The book notes that the modern reintroduction of cable-stayed form has liberated engineers from the purely functionalist aesthetic - "a poetic genie was let out the bottle". This is clearly true - the form's inherent adaptability has triggered an explosion of creative design, especially for footbridges.

Kurilpa Bridge also includes texts from the bridge's designers, contractor and client, and a wide variety of generally excellent photographs of the bridge. Some of these reveal how the bridge's aesthetic vision has been compromised. There are balconies or belvederes at intervals, which to me don't visually cohere with the bridge's main identity, and the way the overhead canopy changes in its method of support at odd locations is visually disconcerting.

There are woven steel mesh side panels above a riverside highway which stop very abruptly, in an area where the canopy looks like it could have been hung from the bridge's tensegrity masts, but has not been.

Although the bridge is not entirely visually successful, it is undoubtedly a considerable engineering achievement. Beck and Cooper's book is also an unusual attempt amongst bridge architecture monographs to consider more widely the philosophies that can be applied by both designer and critic to evaluating the aesthetics of an engineered structure. For students of architecture, it may help shed some light on how engineers generally think. For students of engineering, it might perhaps prompt them to re-evaluate some dearly held principles and understand how to consider their work from a different perspective. I enjoyed reading it.

(Images of Kurilpa Bridge courtesy of Sankarshan Mukhopadhyay).

3 comments:

  1. Dear Happy Pontist!

    There are some interesting points in your book review, as to how architects look at bridges.

    The question whether bridges - and especially the Kurilpa Bridge - are art or not, is in my opinion no question at all. Bridges, like buildings and architecture generally, can be positioned to the applied arts. Their possible shapes, decoration, etc. is strongly influenced by utilitarian aspects. For buildings it may be less so, and they may allow more room for creativity and free choice of shapes, structural systems. Bridges are, however, at the "lower end" of this line, with structural considerations dominating in decision making. Other engineering structures, like pipelines or ship docks fall on the other side, with aesthetics playing almost no role at all.
    Here, the money-consciousness of a client plays a major role. If someone looks at a financial plan of e.g. a pipeline or some similar "engineering" structure, it contains elements with lower uncertainties, and they are generally less elusive (like the prices of transported oil or gas throughout the years of operation, to stick to the example of the pipeline). On the other hand, financial aspects of urban or transoprtation infrastructure development schemes are very often more elusive. (E.g. additional investitions attracted to the area or region - good examples are the afterlives of olympic facilities throughout the world.)
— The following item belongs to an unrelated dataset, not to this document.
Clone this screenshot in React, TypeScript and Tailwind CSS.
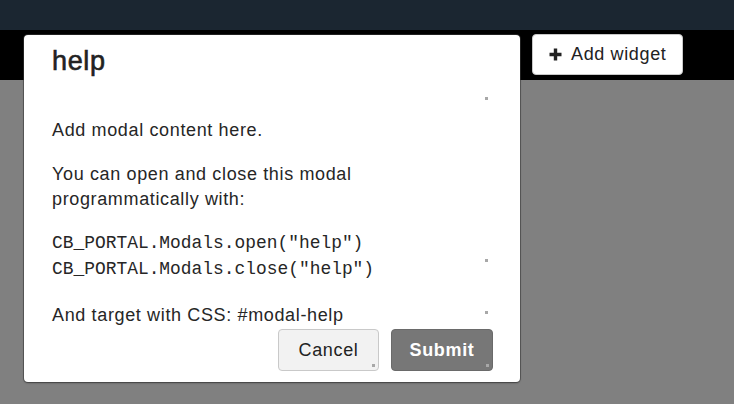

    Architects are very often "entangled" in the role of architecture as creating spaces for people (living, working, social life, etc.). Their success is primarily measured by the public's appeal, as how they meet people's demands. In this context, visually unappealing buildings are often criticized as "they should have spent somewhat more on it, then it would at least look good".
    On the other hand, civil engineers are expected to work "on the border", since their facilities are still built for people, but not to suit their "primary" needs. (Here I mean places to live, sleep, work, meet other people, etc.) But due to stricter technical constraints, the idea that "spending somewhat more money on something would make it look much better" doesn't hold anymore. I think this lies at the heart of the blog entry's sentence "The bridge, however, is not like the mobile phone, which must provide good value at low cost or fail in the marketplace - with major infrastructure like this, a clearer understanding of whether the cost is reasonable is harder to obtain."

    ReplyDelete
  2. To the thoughts about the "fear of hybrid srtuctures":
    It is true that most civil engineers are "safety players", and yes, it comes from a wider cultural context. Today bridges and buildings are expected to provide a very high level of security at reasonable (but still very high) costs. For example, in the Eurocodes the failure probability of a building should be less than 0.0001 (10^-4) during its lifetime, mostly 50 years. Accidents get strong publicity, and the procurement costs are very high even on community level. Compare this to a mobile phone or even a car, and add that for civil engineering structures there's no "second chance", you cannot do crash tests as with cars.
    This also hinders the lust for experimenting, which would be possible - at least in the designer office - given todays simulation and analysis possibilites. Here, the paper of Stefan Holzer: The Polonceau Roof and its Analysis (http://www.ingentaconnect.com/content/maney/het/2010/00000080/00000001/art00002) may be a good reading, since it provides a nice summary on how engineers in the past looked at structures we consider nowadays simple. They calculated with mathematical tools they had at hand (truss theory, continuous beam theory), no matter if the model followed the real structure well or not. This way of thinking can also be followed on cable-stayed bridges: the number of stays increased with increasing computational capabilites. Here, one Hungarian proverb comes to my mind: "If someone only has a hammer, then everything looks like a nail." Or in a "safety player"-fashion: If I only have a hammer, I won't touch anything else than nails.